While the decoupling of physical and virtual topologies has advantages, it is important to have some interaction between the physical and virtual switches to allow for end-to-end monitoring of the entire physical + virtual network from a “single pane of glass” and to help in troubleshooting and fault isolation in complex physical + virtual topologies.
We propose methods for various network elements to collect and report their state in real-time, allowing for improved cooperation between the virtual and physical layers without requiring intermediate layers such as CPU driven control planes. The general term we have applied to these methods is INT: Inband Network Telemetry.
Some examples of useful network state to be reported by network elements are –
(i) <Switch-ID, Input port ID, output port ID> – This allows for determination and monitoring of the different paths between a pair of end-points. Current mechanisms for determining multiple paths between a pair of end-points are based on IP traceroute and can only discover equal-cost layer 3 paths (ECMP routes), but cannot discover or report the existence of multiple links bundled together as a port-channel.

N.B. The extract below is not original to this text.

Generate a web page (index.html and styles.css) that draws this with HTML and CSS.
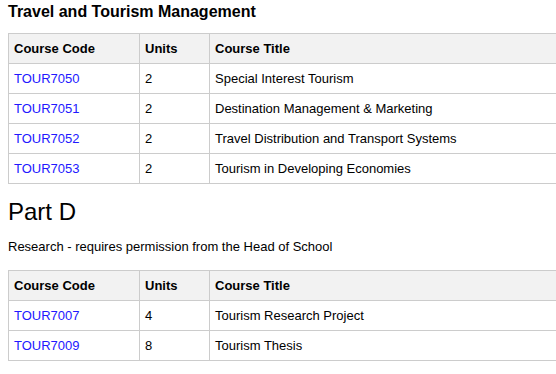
FILE: index.html
```html
<!DOCTYPE html>
<html>
<head>
<meta charset="utf-8">
<link rel="stylesheet" href="styles.css">
</head>
<body>
<h3 class="sub">Travel and Tourism Management</h3>
<div class="wrap">
<table class="courses">
  <thead>
    <tr><th class="c1">Course Code</th><th class="c2">Units</th><th class="c3">Course Title</th></tr>
  </thead>
  <tbody>
    <tr><td><a href="#">TOUR7050</a></td><td>2</td><td>Special Interest Tourism</td></tr>
    <tr><td><a href="#">TOUR7051</a></td><td>2</td><td>Destination Management &amp; Marketing</td></tr>
    <tr><td><a href="#">TOUR7052</a></td><td>2</td><td>Travel Distribution and Transport Systems</td></tr>
    <tr><td><a href="#">TOUR7053</a></td><td>2</td><td>Tourism in Developing Economies</td></tr>
  </tbody>
</table>
</div>
<h2 class="part">Part D</h2>
<p class="note">Research - requires permission from the Head of School</p>
<div class="wrap">
<table class="courses">
  <thead>
    <tr><th class="c1">Course Code</th><th class="c2">Units</th><th class="c3">Course Title</th></tr>
  </thead>
  <tbody>
    <tr><td><a href="#">TOUR7007</a></td><td>4</td><td>Tourism Research Project</td></tr>
    <tr><td><a href="#">TOUR7009</a></td><td>8</td><td>Tourism Thesis</td></tr>
  </tbody>
</table>
</div>
</body>
</html>
```
FILE: styles.css
```css
html, body {
  margin: 0;
  padding: 0;
  background: #fff;
}
body {
  padding: 0 0 0 8px;
  font-family: "Liberation Sans", Arial, sans-serif;
  font-size: 13px;
  color: #000;
  overflow: hidden;
}
.sub {
  font-size: 16px;
  font-weight: bold;
  margin: 0;
  padding-top: 2px;
  line-height: 19px;
  height: 31px;
}
.wrap {
  overflow: hidden;
}
.courses {
  border-collapse: collapse;
  width: 620px;
  table-layout: fixed;
}
.courses th, .courses td {
  border: 1px solid #cccccc;
  padding: 0 5px;
  height: 29px;
  text-align: left;
  vertical-align: middle;
  line-height: 16px;
}
.courses th {
  background: #f2f2f2;
  font-weight: bold;
}
.c1 { width: 120px; }
.c2 { width: 59px; }
.c3 { width: auto; }
.courses a {
  color: #2218ff;
  text-decoration: none;
}
.part {
  font-size: 24px;
  font-weight: normal;
  margin: 0;
  padding-top: 14px;
  line-height: 28px;
}
.note {
  margin: 0;
  padding-top: 13px;
  line-height: 16px;
  height: 31px;
}
```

(ii) Link Utilization – Link utilization along different paths between a pair of end-points may be used simply for the purpose of monitoring, or may potentially be used for intelligently choosing which equal-cost path a new flow/flowlet will take in the physical network -- as opposed to blindly hashing the new flow to one of the equal-cost paths. Intelligent utilization-aware routing will result in better administrative control, higher throughput, and lower job-completion times.
(iii) Latency – End-to-end latency along different paths between a pair of end-points may also be used simply for the purpose of monitoring, or can potentially be used for intelligent routing of latency-sensitive application traffic.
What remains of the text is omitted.